• _Written exercise_
State only how many lines contain the string "React".

• _Records for the task_
----

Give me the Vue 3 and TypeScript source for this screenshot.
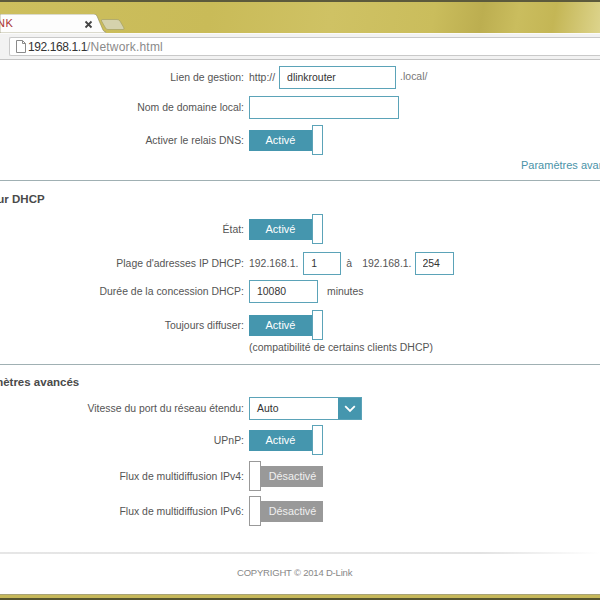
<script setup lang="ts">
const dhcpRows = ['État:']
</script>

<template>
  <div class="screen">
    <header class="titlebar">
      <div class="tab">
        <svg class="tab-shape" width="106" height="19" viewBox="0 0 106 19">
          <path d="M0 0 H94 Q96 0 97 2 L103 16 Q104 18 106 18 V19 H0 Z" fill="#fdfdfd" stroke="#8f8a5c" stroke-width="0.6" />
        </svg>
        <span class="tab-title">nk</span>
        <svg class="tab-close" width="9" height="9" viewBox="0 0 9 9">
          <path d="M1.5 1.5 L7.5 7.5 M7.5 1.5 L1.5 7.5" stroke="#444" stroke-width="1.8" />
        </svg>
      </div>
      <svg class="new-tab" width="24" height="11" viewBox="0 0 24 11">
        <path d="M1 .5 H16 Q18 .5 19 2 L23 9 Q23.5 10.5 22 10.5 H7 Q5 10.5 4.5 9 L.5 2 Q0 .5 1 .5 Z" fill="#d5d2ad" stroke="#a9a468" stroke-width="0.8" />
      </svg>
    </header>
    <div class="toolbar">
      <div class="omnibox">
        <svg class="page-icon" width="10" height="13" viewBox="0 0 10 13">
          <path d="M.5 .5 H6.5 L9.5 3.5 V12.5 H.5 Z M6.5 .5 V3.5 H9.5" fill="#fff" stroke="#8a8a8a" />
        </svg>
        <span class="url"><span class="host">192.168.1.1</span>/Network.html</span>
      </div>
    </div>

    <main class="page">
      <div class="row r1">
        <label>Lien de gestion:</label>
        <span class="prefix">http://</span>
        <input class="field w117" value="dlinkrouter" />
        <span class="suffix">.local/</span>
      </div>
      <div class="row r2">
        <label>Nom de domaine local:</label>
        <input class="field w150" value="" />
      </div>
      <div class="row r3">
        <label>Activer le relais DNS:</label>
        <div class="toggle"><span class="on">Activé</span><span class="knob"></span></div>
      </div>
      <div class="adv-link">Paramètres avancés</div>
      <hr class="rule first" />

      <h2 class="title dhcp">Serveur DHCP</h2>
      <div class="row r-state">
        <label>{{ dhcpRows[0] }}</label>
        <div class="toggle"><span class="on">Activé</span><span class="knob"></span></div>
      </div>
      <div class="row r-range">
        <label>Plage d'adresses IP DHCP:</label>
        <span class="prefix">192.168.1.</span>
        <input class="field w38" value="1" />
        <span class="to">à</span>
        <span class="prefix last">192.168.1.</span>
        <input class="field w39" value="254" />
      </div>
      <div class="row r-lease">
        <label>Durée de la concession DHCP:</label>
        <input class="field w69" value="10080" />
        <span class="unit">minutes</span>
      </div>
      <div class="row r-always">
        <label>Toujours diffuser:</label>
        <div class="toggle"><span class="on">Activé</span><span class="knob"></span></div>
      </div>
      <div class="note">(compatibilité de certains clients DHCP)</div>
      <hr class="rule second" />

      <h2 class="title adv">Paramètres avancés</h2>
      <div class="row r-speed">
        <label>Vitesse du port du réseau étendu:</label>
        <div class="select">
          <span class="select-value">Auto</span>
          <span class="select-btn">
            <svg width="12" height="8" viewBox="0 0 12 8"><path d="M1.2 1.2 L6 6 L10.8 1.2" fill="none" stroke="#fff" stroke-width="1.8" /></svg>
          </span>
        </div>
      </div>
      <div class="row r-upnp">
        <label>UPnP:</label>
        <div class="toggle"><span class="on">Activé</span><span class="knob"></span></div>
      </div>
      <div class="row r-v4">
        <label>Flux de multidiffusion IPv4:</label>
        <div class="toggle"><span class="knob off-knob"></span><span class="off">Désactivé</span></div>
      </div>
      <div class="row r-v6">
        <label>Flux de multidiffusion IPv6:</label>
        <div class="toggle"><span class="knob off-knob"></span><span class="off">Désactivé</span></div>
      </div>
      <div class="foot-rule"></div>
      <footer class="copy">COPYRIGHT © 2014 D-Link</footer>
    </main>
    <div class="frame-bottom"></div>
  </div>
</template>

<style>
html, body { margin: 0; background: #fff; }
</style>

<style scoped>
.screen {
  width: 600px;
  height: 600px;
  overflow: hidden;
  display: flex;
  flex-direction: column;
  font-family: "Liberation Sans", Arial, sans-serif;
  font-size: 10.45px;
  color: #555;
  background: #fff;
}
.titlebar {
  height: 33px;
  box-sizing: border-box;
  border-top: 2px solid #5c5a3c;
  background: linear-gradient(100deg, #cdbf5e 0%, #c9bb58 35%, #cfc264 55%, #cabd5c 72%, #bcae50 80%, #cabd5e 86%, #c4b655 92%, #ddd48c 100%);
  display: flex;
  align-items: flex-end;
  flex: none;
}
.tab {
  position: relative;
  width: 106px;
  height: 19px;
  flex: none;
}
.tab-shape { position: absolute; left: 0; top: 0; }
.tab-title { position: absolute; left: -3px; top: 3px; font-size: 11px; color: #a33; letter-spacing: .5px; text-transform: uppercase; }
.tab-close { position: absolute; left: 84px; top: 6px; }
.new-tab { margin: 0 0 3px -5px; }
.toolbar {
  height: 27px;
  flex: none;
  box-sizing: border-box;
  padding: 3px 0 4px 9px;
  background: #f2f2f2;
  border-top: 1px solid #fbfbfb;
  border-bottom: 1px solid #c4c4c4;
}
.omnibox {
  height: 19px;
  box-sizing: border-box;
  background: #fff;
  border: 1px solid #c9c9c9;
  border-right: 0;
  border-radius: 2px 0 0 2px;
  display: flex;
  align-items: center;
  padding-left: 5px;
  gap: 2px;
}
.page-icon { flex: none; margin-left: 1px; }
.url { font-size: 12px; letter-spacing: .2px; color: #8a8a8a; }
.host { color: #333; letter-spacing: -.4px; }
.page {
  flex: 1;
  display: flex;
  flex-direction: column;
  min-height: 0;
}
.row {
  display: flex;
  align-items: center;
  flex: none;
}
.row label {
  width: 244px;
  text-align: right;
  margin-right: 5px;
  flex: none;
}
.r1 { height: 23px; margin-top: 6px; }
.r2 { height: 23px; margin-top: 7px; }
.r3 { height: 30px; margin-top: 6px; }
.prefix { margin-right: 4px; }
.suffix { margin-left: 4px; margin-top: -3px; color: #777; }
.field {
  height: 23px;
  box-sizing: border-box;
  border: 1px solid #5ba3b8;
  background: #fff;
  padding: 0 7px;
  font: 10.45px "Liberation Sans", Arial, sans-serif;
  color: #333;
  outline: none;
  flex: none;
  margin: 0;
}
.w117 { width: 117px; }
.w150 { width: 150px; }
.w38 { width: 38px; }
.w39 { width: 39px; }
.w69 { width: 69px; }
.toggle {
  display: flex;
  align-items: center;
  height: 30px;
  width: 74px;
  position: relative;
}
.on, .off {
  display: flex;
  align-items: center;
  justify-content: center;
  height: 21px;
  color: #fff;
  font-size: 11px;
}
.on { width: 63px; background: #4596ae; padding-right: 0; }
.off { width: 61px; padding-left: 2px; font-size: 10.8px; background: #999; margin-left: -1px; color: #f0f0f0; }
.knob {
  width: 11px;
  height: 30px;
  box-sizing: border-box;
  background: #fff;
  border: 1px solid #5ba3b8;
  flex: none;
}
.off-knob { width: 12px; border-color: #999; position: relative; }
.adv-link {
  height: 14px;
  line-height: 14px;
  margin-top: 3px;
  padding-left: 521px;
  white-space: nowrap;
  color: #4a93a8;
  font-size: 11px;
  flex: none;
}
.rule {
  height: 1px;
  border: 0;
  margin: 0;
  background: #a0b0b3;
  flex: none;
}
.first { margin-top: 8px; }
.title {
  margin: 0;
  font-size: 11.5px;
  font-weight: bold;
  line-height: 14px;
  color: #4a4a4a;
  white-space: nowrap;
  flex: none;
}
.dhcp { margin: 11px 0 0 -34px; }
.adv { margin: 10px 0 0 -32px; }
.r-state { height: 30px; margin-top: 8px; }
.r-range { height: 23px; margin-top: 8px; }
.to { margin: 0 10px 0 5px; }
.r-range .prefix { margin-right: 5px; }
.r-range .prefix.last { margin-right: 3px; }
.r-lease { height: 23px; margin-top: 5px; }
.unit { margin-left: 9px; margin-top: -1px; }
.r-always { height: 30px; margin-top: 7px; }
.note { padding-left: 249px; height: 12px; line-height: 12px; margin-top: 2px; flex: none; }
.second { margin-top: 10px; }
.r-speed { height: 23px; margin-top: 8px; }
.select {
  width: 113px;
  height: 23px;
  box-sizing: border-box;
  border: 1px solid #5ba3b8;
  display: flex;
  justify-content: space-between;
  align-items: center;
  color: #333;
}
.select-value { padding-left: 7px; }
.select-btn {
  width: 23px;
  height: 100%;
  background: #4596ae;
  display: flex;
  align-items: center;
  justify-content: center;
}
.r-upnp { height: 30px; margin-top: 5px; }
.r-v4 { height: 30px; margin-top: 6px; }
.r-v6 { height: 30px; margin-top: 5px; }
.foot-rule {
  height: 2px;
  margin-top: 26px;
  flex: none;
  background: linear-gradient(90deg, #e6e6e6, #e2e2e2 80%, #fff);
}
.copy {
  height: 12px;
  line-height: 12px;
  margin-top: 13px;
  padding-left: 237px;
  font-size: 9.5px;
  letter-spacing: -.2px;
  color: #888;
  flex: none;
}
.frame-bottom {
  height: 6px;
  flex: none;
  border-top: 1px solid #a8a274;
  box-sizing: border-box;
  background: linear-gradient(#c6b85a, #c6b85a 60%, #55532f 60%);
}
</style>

----

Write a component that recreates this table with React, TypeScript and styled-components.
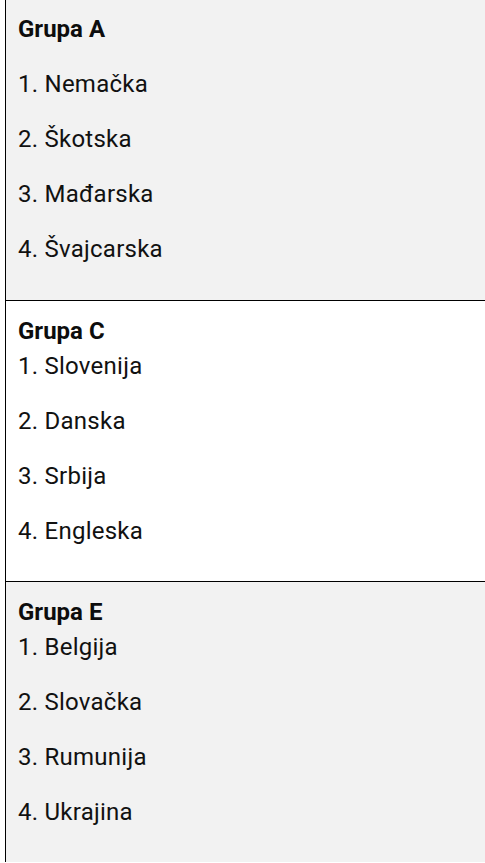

----

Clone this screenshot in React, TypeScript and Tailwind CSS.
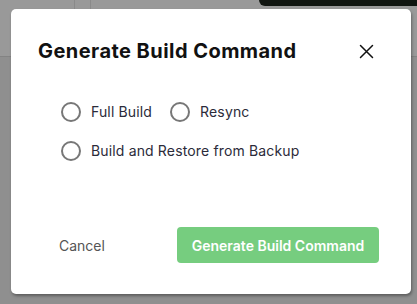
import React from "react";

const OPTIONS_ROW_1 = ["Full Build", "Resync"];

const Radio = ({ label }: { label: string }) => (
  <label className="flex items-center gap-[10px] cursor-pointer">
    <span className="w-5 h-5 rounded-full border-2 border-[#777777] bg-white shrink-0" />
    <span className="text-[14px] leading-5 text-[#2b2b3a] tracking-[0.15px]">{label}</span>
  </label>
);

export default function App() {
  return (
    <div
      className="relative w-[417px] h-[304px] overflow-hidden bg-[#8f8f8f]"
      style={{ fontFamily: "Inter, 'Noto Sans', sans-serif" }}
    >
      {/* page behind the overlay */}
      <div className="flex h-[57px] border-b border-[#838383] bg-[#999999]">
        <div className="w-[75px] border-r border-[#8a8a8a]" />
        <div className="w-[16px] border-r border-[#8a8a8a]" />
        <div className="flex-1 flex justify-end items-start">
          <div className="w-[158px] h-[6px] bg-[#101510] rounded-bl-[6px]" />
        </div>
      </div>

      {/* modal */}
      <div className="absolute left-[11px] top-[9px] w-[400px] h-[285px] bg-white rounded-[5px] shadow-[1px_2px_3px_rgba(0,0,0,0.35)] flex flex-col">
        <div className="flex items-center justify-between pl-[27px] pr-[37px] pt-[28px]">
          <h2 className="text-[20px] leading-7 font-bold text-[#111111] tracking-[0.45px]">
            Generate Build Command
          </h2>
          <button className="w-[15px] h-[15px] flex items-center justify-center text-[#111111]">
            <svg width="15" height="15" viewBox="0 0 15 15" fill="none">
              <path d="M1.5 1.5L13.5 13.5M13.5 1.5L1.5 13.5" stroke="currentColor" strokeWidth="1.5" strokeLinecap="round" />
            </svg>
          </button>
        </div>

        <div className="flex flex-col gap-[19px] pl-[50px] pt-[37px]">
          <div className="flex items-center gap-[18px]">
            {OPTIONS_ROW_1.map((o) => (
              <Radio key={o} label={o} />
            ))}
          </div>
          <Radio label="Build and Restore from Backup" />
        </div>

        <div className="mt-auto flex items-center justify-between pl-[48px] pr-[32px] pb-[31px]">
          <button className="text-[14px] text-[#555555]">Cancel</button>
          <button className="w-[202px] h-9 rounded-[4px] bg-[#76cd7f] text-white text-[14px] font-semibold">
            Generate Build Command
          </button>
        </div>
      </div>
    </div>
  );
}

----

• _Response to the task_
3